Updated on 2024-10-09 GMT+08:00

Tuning Hudi Data Source Performance

This section applies to MRS 3.3.1 or later.

HetuEngine can access data sources such as Hive and Hudi at a high speed. Hudi data source optimization includes Hudi table design optimization and cluster environment optimization.

Hudi Table Tuning

You can optimize table and data structures by referring to the following suggestions:

  • Partition tables by the fields frequently used as filter conditions.
  • If there mostly are equivalent queries with primary keys or primary key subsets, use bucket indexes to create tables and use query fields as bucketing keys.
  • When querying a MOR table, periodically compact data to improve query performance. For details, see COMPACTION.

Cluster Environment Optimization

You can adjust the YARN configuration, cluster node resource configurations, metadata cache, and dynamic filter policies to optimize the system.

Example

A user stores device order information in a Hudi MOR table. The user can query the order details by order number. The number of orders per day is stable, and there are small peak hours during holidays.

  • The order number is unique. In more than 80% queries, the order number is used for equivalent queries. The SQL statement is similar to select * from table where order_id = 'id1';.
  • You can use day as the partition key since the number of orders per day is stable.
  • Historical partition updates are not frequent, and main data is updated in new partitions.

Optimization suggestions

  1. Use bucket indexes to create tables with Spark-SQL. The index key is the order ID, and the partition key is the date.
  2. Compact logs periodically to improve query performance.
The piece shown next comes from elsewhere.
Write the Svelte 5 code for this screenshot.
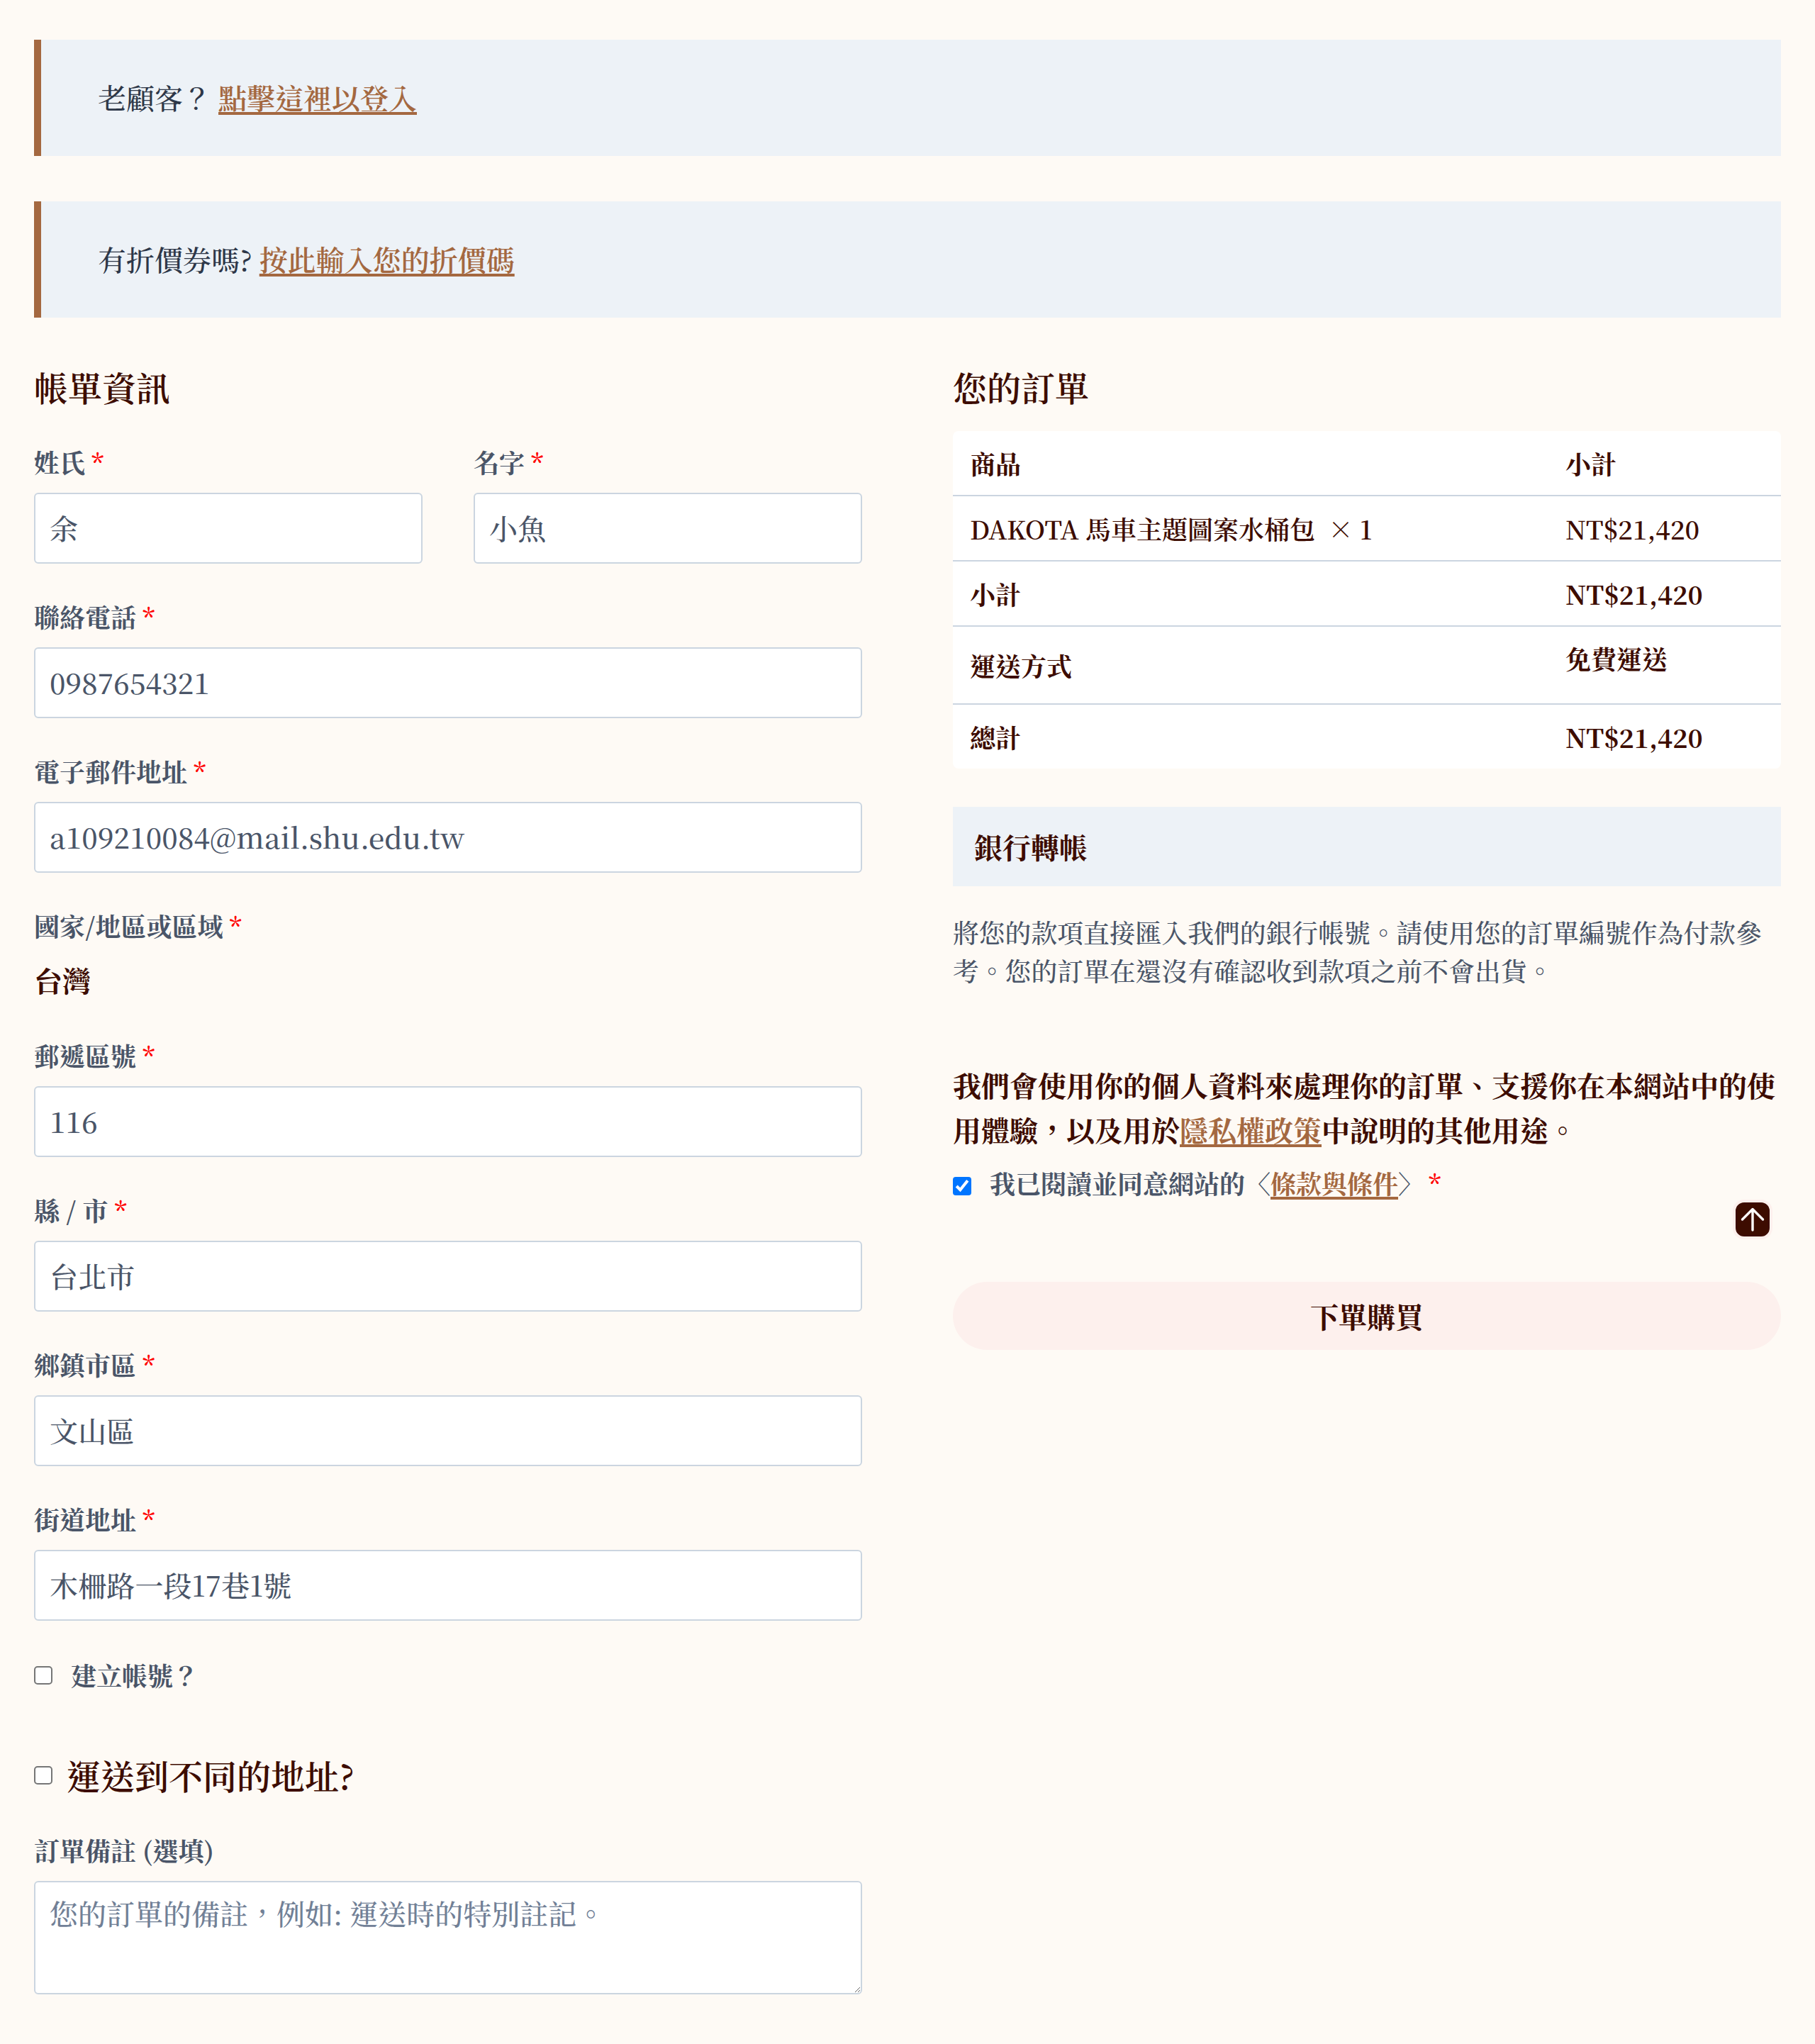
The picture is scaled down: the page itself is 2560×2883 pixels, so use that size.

The following are example SQL statements:

set hoodie.compact.inline=true;
set hoodie.schedule.compact.only.inline=true;
set hoodie.run.compact.only.inline=false;
create table hudi_mor (order_id int, comb int, col1 string, col2 string, dt int)
using hudi
partitioned by(dt)
options(type='mor', primaryKey='order_id', preCombineField='comb',
hoodie.index.type = 'BUCKET',
hoodie.bucket.index.num.buckets=100,
hoodie.bucket.index.hash.field = 'order_id')